Energy materials often enter non-equilibrium states due to external factors such as temperature changes, mechanical forces, or chemical reactions. These conditions lead to transient behaviors, including metastable transitions, aging, rupture, avalanches, and phase re-entrance. Understanding these responses requires investigations into how microscopic dynamics influence macroscopic properties. Advanced characterization techniques, including X-ray photon correlation spectroscopy (XPCS), monitor structural dynamics in real time under shear and electric fields. Such studies reveal structural transitions, phase separation, and relaxation dynamics, providing insights into non-equilibrium processes.

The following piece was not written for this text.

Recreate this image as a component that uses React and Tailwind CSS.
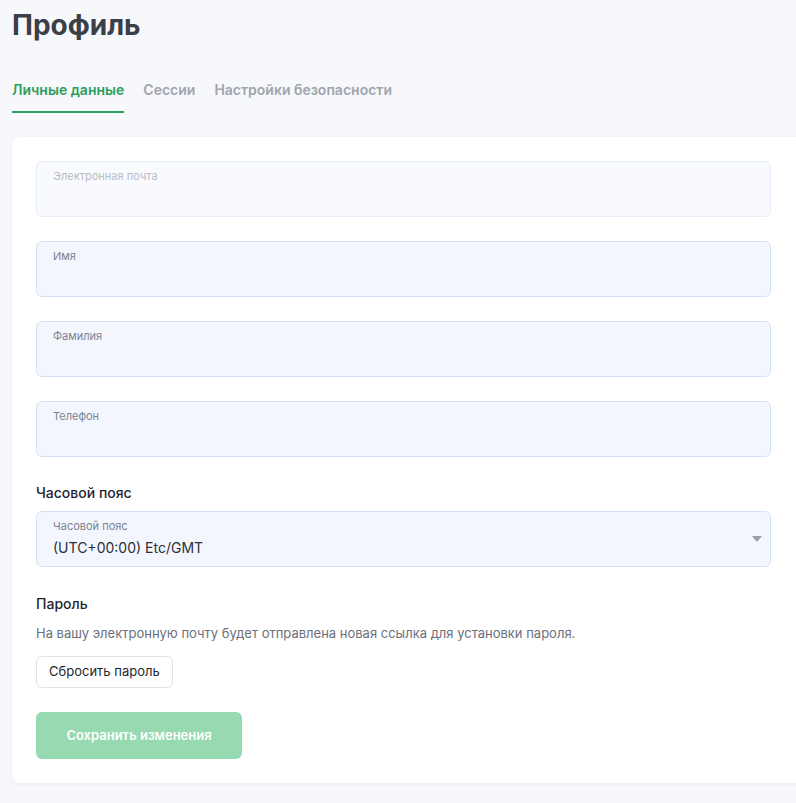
import React from 'react';

const Field = ({ label, value, muted, select }) => (
  <div
    className={`relative h-[56px] rounded-md border px-[16px] pt-[7px] ${
      muted ? 'bg-[#f9fafe] border-[#e6edf8]' : 'bg-[#f3f6fd] border-[#d4e1f4]'
    }`}
  >
    <div className={`text-[11px] leading-[14px] ${muted ? 'text-[#b8bcc6]' : 'text-[#7d8390]'}`}>{label}</div>
    {value && <div className="mt-[6px] text-[14px] leading-[18px] text-[#2b2f38]">{value}</div>}
    {select && (
      <div className="absolute right-[8px] top-[24px] w-0 h-0 border-l-[5px] border-r-[5px] border-t-[6px] border-l-transparent border-r-transparent border-t-[#9aa0ab]" />
    )}
  </div>
);

export default function App() {
  const tabs = ['Личные данные', 'Сессии', 'Настройки безопасности'];

  return (
    <div
      className="w-[796px] h-[803px] overflow-hidden bg-[#f7f8fc] pl-[12px]"
      style={{ fontFamily: 'Inter, "Noto Sans", sans-serif' }}
    >
      <h1 className="pt-[8px] text-[28px] leading-[34px] font-bold text-[#3b3f48]">Профиль</h1>

      {/* Tabs */}
      <div className="mt-[38px] flex gap-[19px]">
        {tabs.map((t, i) => (
          <div
            key={t}
            className={`pb-[11px] text-[14px] leading-[20px] font-semibold border-b-2 ${
              i === 0 ? 'text-[#2e9e5b] border-[#2e9e5b]' : 'text-[#a0a4ad] border-transparent'
            }`}
          >
            {t}
          </div>
        ))}
      </div>

      {/* Card runs past the right edge of the window */}
      <div className="mt-[24px] w-[800px] shrink-0 rounded-lg bg-white shadow-[0_1px_4px_rgba(30,40,80,0.06)] py-[24px] pl-[24px] pr-[41px]">
        <div className="flex flex-col gap-[24px]">
          <Field label="Электронная почта" muted />
          <Field label="Имя" />
          <Field label="Фамилия" />
          <Field label="Телефон" />
        </div>

        <div className="mt-[26px] text-[14px] leading-[20px] font-medium text-[#1f2430]">Часовой пояс</div>
        <div className="mt-[8px]">
          <Field label="Часовой пояс" value="(UTC+00:00) Etc/GMT" select />
        </div>

        <div className="mt-[27px] text-[14px] leading-[20px] font-medium text-[#1f2430]">Пароль</div>
        <p className="mt-[9px] text-[13px] leading-[20px] text-[#6b707b]">
          На вашу электронную почту будет отправлена новая ссылка для установки пароля.
        </p>
        <button className="mt-[13px] h-[32px] px-[12px] rounded-md border border-[#dfe2ea] bg-white text-[13px] text-[#22262e]">
          Сбросить пароль
        </button>
        <div>
          <button className="mt-[24px] h-[47px] w-[206px] rounded-md bg-[#97d9b0] text-[13px] font-semibold text-white">
            Сохранить изменения
          </button>
        </div>
      </div>
    </div>
  );
}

This study applies a Markov chain framework to incorporate internal and external forces and introduces transport coefficients to describe non-equilibrium dynamics. Using XPCS, we capture subtle particle dynamics during yielding and stress relaxation, validating theoretical and simulation-based predictions of delayed yielding and resolidification. Our results show dynamical heterogeneity and cooperativity, providing data for artificial intelligence models. These findings link microscopic dynamics to macroscopic behavior, improve predictive models for transient processes, and support the design of optimized soft materials for industrial and natural applications.

Controlling yielding is key to maintaining structural stability. We examine yielding transitions in colloidal suspensions using Rheo-SAXS-XPCS and Fast Lubrication Dynamics simulations to track time-resolved particle dynamics and structural changes. In repulsive suspensions, yielding shows uniform flow and Andrade-like responses under deformation. In contrast, attractive suspensions show more complex behaviors, including shear banding, dynamic heterogeneity, delayed yielding, and resolidification. Attractive interactions promote shear band formation, leading to large dynamical heterogeneity and interface instability. The transient dynamics within the shear band interface dominate the macroscopic rheological response, affecting the yielding process.

These results highlight the role of interaction potentials in yielding transitions and suggest strategies for designing materials with targeted performance. A detailed understanding of rheological properties, microscopic structures, and dynamic responses supports the development of next-generation energy materials with improved performance and sustainability.